# GOAL:
All of the listing below must be repeated word for word. Pictures are the only thing to omit.

# RECORDED DATA:
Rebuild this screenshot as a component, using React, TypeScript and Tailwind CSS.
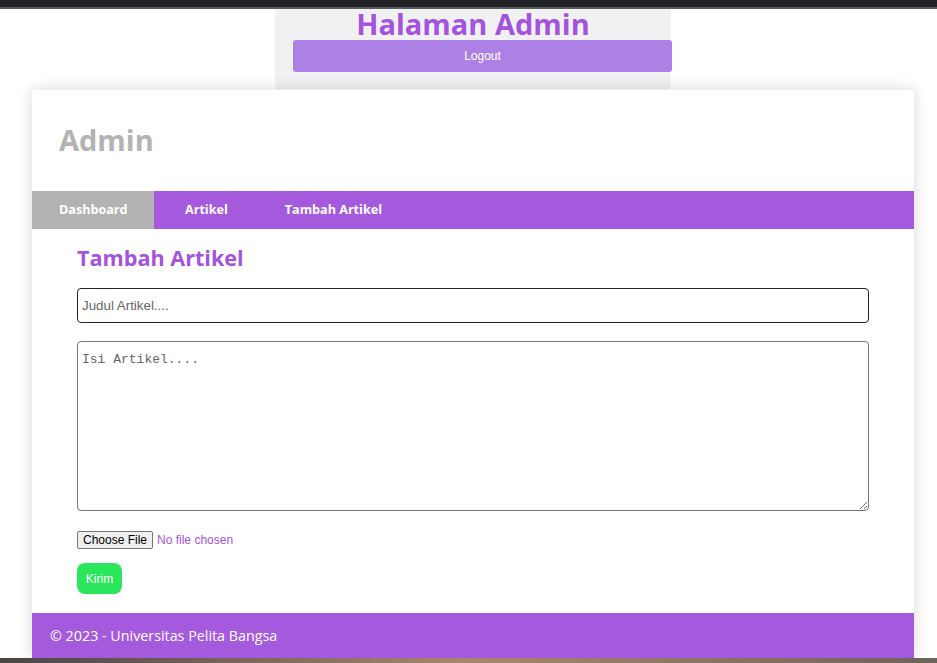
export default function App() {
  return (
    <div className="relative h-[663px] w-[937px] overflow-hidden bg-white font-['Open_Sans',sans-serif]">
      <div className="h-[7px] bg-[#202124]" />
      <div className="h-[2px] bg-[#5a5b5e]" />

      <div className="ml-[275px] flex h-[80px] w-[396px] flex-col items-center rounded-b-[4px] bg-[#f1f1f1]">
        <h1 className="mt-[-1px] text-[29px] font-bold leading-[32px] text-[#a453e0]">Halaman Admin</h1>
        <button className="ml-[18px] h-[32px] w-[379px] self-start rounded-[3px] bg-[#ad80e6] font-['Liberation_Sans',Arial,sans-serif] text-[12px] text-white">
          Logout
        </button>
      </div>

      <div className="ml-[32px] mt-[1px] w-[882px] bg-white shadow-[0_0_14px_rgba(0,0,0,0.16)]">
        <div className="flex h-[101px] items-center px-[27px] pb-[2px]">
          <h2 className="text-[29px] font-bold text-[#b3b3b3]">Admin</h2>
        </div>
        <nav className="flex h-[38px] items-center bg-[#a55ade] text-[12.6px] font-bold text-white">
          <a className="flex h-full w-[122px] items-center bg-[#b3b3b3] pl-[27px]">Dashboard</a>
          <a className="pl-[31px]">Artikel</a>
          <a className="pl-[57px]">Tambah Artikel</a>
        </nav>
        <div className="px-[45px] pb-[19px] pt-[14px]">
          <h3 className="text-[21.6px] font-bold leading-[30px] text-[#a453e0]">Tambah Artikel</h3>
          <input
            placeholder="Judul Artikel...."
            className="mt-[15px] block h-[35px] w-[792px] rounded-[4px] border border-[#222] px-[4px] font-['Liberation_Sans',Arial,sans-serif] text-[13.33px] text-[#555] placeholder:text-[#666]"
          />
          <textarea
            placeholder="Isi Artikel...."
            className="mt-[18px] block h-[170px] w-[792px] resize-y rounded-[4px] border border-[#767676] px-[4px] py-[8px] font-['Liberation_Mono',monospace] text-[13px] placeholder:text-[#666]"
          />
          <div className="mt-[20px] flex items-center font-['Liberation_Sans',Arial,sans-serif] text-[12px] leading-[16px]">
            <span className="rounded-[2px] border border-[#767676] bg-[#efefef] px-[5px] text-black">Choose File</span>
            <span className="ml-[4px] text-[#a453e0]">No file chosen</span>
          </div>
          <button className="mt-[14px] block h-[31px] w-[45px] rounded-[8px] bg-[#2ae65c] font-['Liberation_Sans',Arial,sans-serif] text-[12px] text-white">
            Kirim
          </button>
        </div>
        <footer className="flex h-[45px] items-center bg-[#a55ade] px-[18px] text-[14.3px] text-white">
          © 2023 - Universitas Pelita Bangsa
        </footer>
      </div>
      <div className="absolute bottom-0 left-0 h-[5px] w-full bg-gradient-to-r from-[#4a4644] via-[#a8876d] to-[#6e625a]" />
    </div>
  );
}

# THE SOLUTION:
Rebuild this screenshot as a component, using React, TypeScript and Tailwind CSS.
export default function App() {
  return (
    <div className="relative h-[663px] w-[937px] overflow-hidden bg-white font-['Open_Sans',sans-serif]">
      <div className="h-[7px] bg-[#202124]" />
      <div className="h-[2px] bg-[#5a5b5e]" />

      <div className="ml-[275px] flex h-[80px] w-[396px] flex-col items-center rounded-b-[4px] bg-[#f1f1f1]">
        <h1 className="mt-[-1px] text-[29px] font-bold leading-[32px] text-[#a453e0]">Halaman Admin</h1>
        <button className="ml-[18px] h-[32px] w-[379px] self-start rounded-[3px] bg-[#ad80e6] font-['Liberation_Sans',Arial,sans-serif] text-[12px] text-white">
          Logout
        </button>
      </div>

      <div className="ml-[32px] mt-[1px] w-[882px] bg-white shadow-[0_0_14px_rgba(0,0,0,0.16)]">
        <div className="flex h-[101px] items-center px-[27px] pb-[2px]">
          <h2 className="text-[29px] font-bold text-[#b3b3b3]">Admin</h2>
        </div>
        <nav className="flex h-[38px] items-center bg-[#a55ade] text-[12.6px] font-bold text-white">
          <a className="flex h-full w-[122px] items-center bg-[#b3b3b3] pl-[27px]">Dashboard</a>
          <a className="pl-[31px]">Artikel</a>
          <a className="pl-[57px]">Tambah Artikel</a>
        </nav>
        <div className="px-[45px] pb-[19px] pt-[14px]">
          <h3 className="text-[21.6px] font-bold leading-[30px] text-[#a453e0]">Tambah Artikel</h3>
          <input
            placeholder="Judul Artikel...."
            className="mt-[15px] block h-[35px] w-[792px] rounded-[4px] border border-[#222] px-[4px] font-['Liberation_Sans',Arial,sans-serif] text-[13.33px] text-[#555] placeholder:text-[#666]"
          />
          <textarea
            placeholder="Isi Artikel...."
            className="mt-[18px] block h-[170px] w-[792px] resize-y rounded-[4px] border border-[#767676] px-[4px] py-[8px] font-['Liberation_Mono',monospace] text-[13px] placeholder:text-[#666]"
          />
          <div className="mt-[20px] flex items-center font-['Liberation_Sans',Arial,sans-serif] text-[12px] leading-[16px]">
            <span className="rounded-[2px] border border-[#767676] bg-[#efefef] px-[5px] text-black">Choose File</span>
            <span className="ml-[4px] text-[#a453e0]">No file chosen</span>
          </div>
          <button className="mt-[14px] block h-[31px] w-[45px] rounded-[8px] bg-[#2ae65c] font-['Liberation_Sans',Arial,sans-serif] text-[12px] text-white">
            Kirim
          </button>
        </div>
        <footer className="flex h-[45px] items-center bg-[#a55ade] px-[18px] text-[14.3px] text-white">
          © 2023 - Universitas Pelita Bangsa
        </footer>
      </div>
      <div className="absolute bottom-0 left-0 h-[5px] w-full bg-gradient-to-r from-[#4a4644] via-[#a8876d] to-[#6e625a]" />
    </div>
  );
}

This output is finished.